These are the conversations which include the topic ‘marriage’ with my male friends.

This is the most irritating to hear from people who know me well. 

Me : Your girlfriend’s parents are searching a bridegroom for her right?
He : Yeah! What can be done? I cannot think of marriage for at least 4-5 years.
Me : Why?
He : I have to focus on my career. I have to achieve something.
Me : Hmmm.. My parents want me to marry soon.
He : Isn’t it great! Get married then.
Me : I too cannot think of marriage now.
And the guy stares at you as if he has seen a ghost. Or gives you that smile ‘You will be married whether you like it or you don’t.’ And why not?! My only dream should be to get married and stay married. Anything else said or done is considered completely ridiculous.

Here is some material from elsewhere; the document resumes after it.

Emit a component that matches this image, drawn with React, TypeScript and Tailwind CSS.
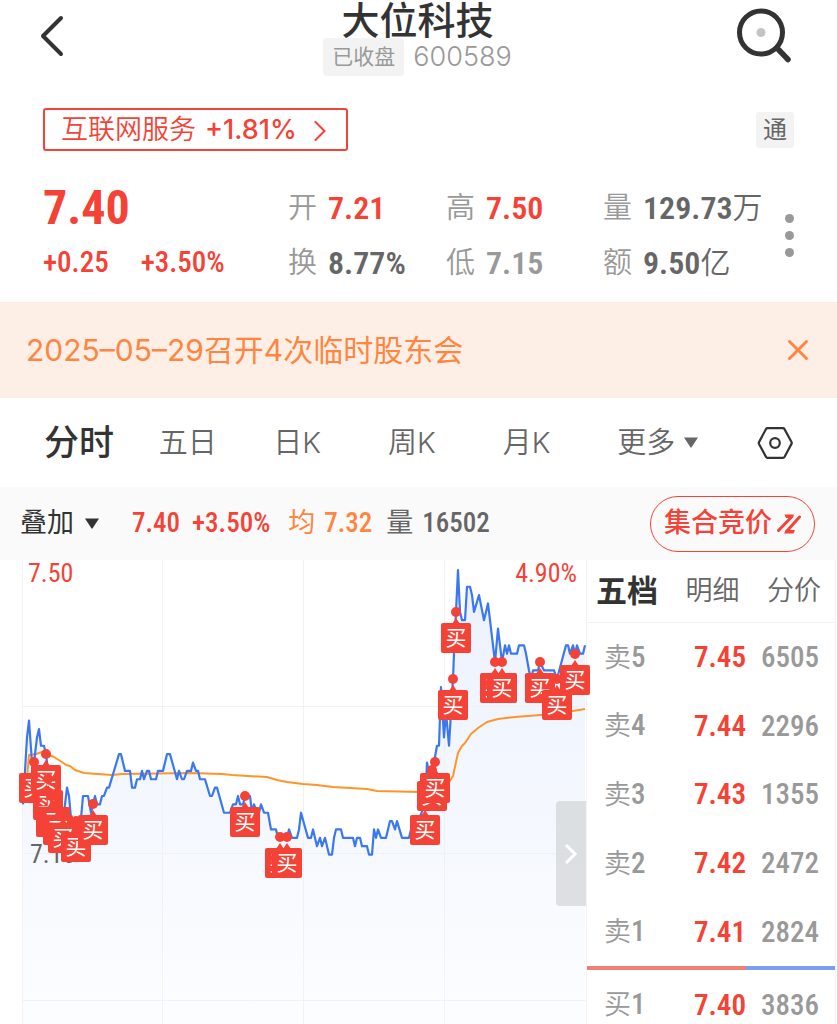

Here comes one more which I bet every girl must have heard and agreed to (I am surprised at how many girls agree to this happily!!)

Me : Hope I pass the exam/interview.
He : But I have to pass this. It is extremely necessary for me.
Me : Why?
He : We have to get job. You girls have other option.
And the guy will grin thinking MARRIAGE!!

And there are a few who understand that we too are human beings and can have dreams, goals, aspirations..

When I heard my close friend saying that I have other ‘option’, I asked him why does he assume that? I am ambitious and he knows it. Why is it that even then my opinion is chucked aside? He not only stopped passing such comments but intervened when other boys said that to me or other girls. I am proud of him for that.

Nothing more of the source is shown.